About Talbert Regional Park, Costa Mesa, CA

Located on North and South of Victoria Street in Costa Mesa, Talbert Regional Park is divided into six separate unique plant groups, also known as “zones”. These zones were based upon the progression of plant groups and changing climate conditions in the Santa Ana River. The first zone is designated as the “Intensive Use Area”. The plant material has been selected based on use instead of its origins on the site. The second zone, a “Border Planting” zone, is planted with vegetation designed to maintain boundaries and screen the embankment of the Greenville-Banning Channel. Another zone, the “Coastal Strand” zone, consists of gentle slopes and dunes. The largest zone, which is the “Native Grassland” zone, provides opportunities for wildlife habitats. The most secluded zone in the park is the “Alluvial Woodland” zone which contains a wide variety of plant and animal life. Lastly, the “Wetland Zone” comprises the southern 14.8 acres of the park and contains elements of riparian woodland and mulefat scrub.

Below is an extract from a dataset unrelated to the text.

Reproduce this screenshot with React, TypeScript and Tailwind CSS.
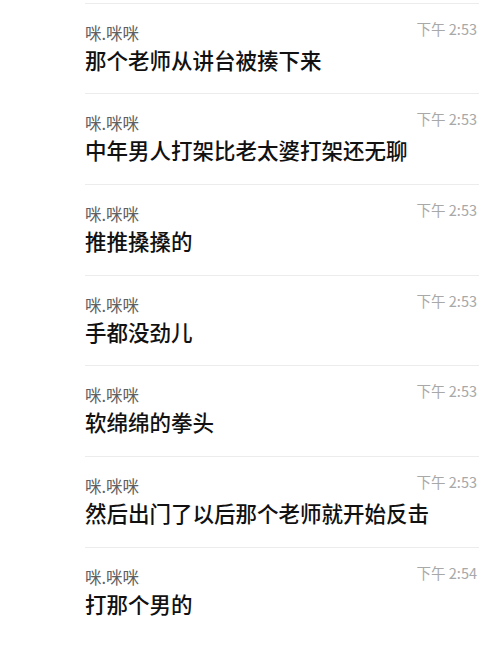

Talbert Regional Park has nearly 200 acres of scenic landscape, perfect for Costa Mesa locals and visitors that want to get outside. It comprises of a small active park that allows picnics and informal recreation, while the trail system allows for observation of natural resources and linkage to other parks up and down stream along the Santa Ana River. It is a great spot for hiking, biking or jogging. Talbert Regional Park is also one of the few preserved open space areas left in Orange County. With nine different trails stretching over nearly 3 miles, Talbert’s trails are great for beginner hikers or families with younger children.

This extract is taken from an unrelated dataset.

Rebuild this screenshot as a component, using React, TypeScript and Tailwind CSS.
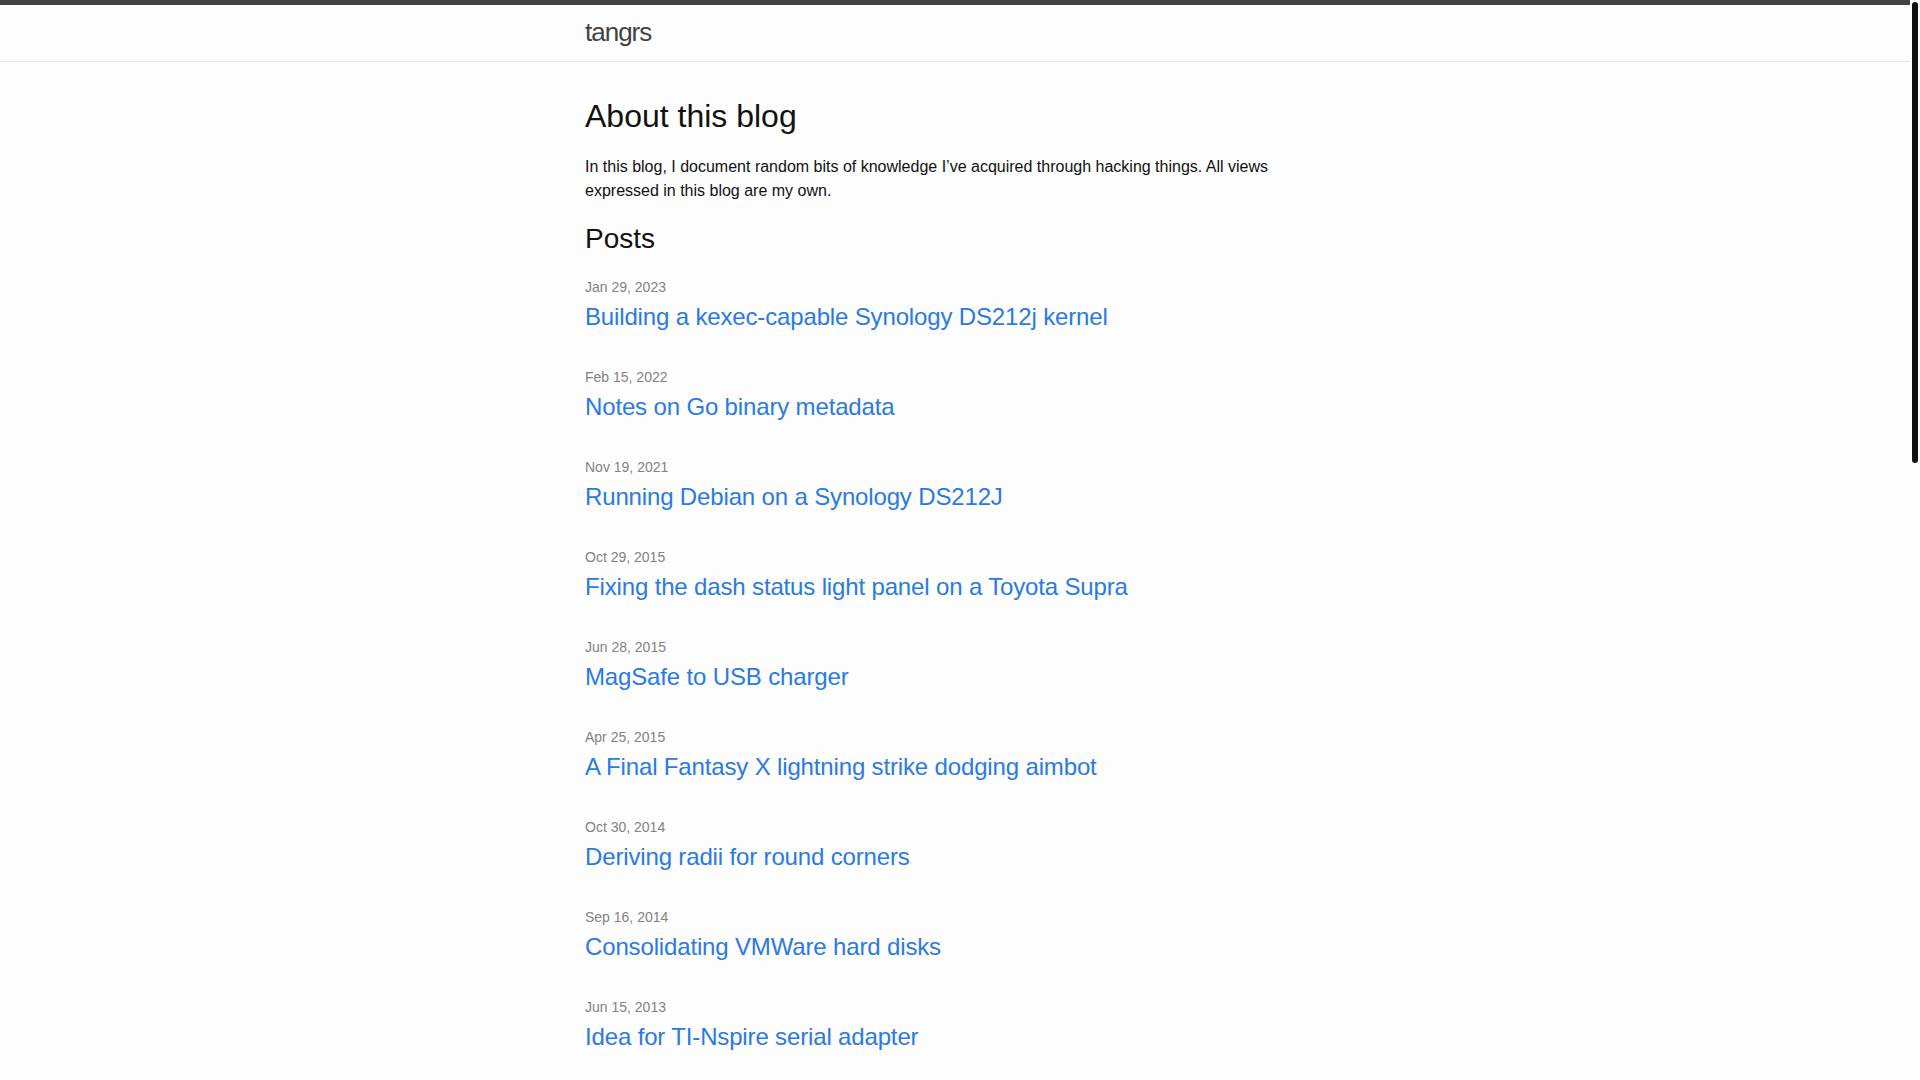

The park is divided into two sections; the North Nature Preserve is roughly 91.5 acres and the South Nature Preserve is approximately 88.5 acres. The cultivation of native vegetation in this Nature Preserve is an attempt to recreate plant communities similar to those that existed in the Costa Mesa area before much of the land was put to use for agriculture, housing, or industry. The preserve acts as a botanical garden, wildlife refuge and exceptional recreational facility all at once.